Por Carlos Reyes Junio 16, 2017

Harta luz, al menos de noche. Tres mesones cubiertos con manteles de plástico bien colorinches junto a sus respectivas bancas pintadas de rojo intenso declaran a su modo la voluntad de sencillez de Caleta Squella. Siempre con estilo porque el espacio se aloja en un clásico marisquero del viejo Santiago y eso pesa, por mucho que recreen el comedor de un casino de pescadores. De un lado del salón, un muro roto a propósito recordando antiguas reinvenciones —nadie es perfecto—, pero del otro surge una de las varias piscinas que guardan la promesa básica del lugar: mariscos frescos a todo evento.

No es novedad. Desde que nació en el otrora sector burgués del centro, aquello ha sido el pilar de su oferta. La noticia es que esta despensa se remozó acorde a los tiempos, por medio de una carta fija, donde da gusto toparse, por ejemplo, con 15 almejas de buen tamaño, recién abiertas, cubiertas con abundante cebolla y cilantro picado fino bien alimonado. Cada una concentró un frescor marino cada vez menos frecuente en las mesas de Santiago y por un precio ($ 3.800 y $ 6.500 las 30 unidades) que se merece hartos aplausos. Aparte, por $ 4.000 aparecen choros carnosos, media docena de camarones apanados o una quincena de intensas ostras sureñas.

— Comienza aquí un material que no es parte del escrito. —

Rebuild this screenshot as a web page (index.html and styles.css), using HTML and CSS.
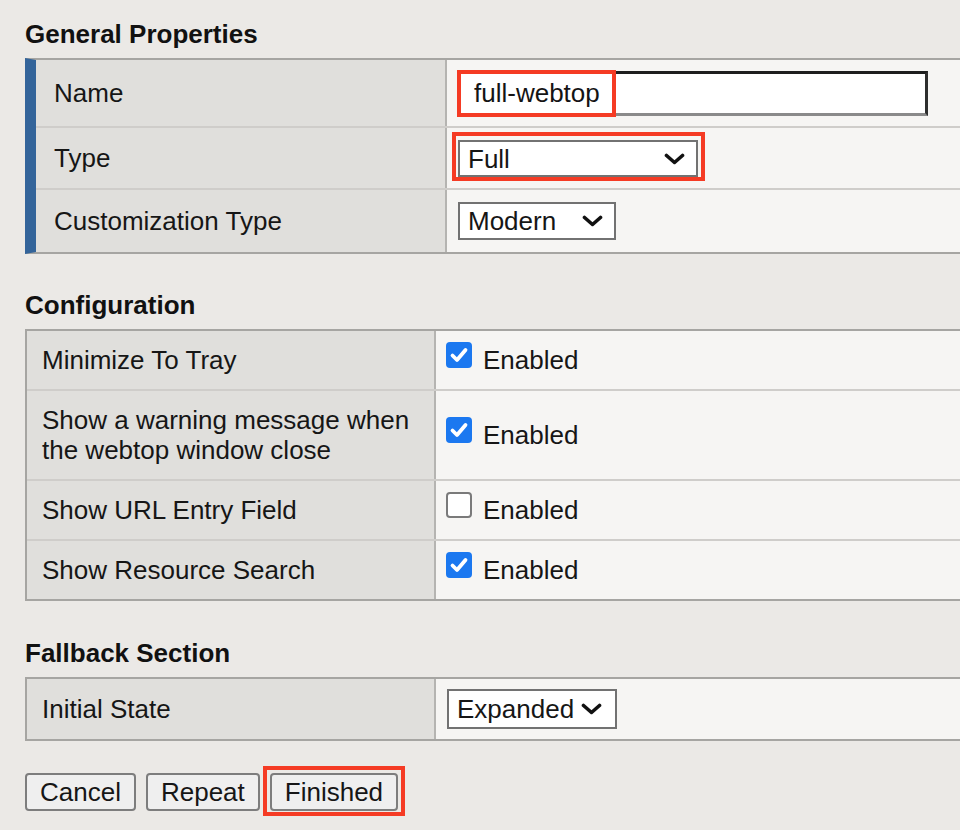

Las sazones son bien a la chilena, con suavidad hasta en el pilpil, aunque cuando se aplica a los picorocos ese cuidado se justifica para resaltar la elegancia de una de las rarezas exclusivas del territorio nacional y que de tanto en tanto aparece como plato destacado de la jornada. La carta de vinos es lo justo: un tinto y un blanco ($ 3.000 la copa y $ 9.000 la botella), aparte de cervezas y sours también ajustados en precios. Un todo que denota la voluntad de mostrar harto de lo bueno de nuestras costas, a precio módico. Y sí, ahí demuestran que se puede.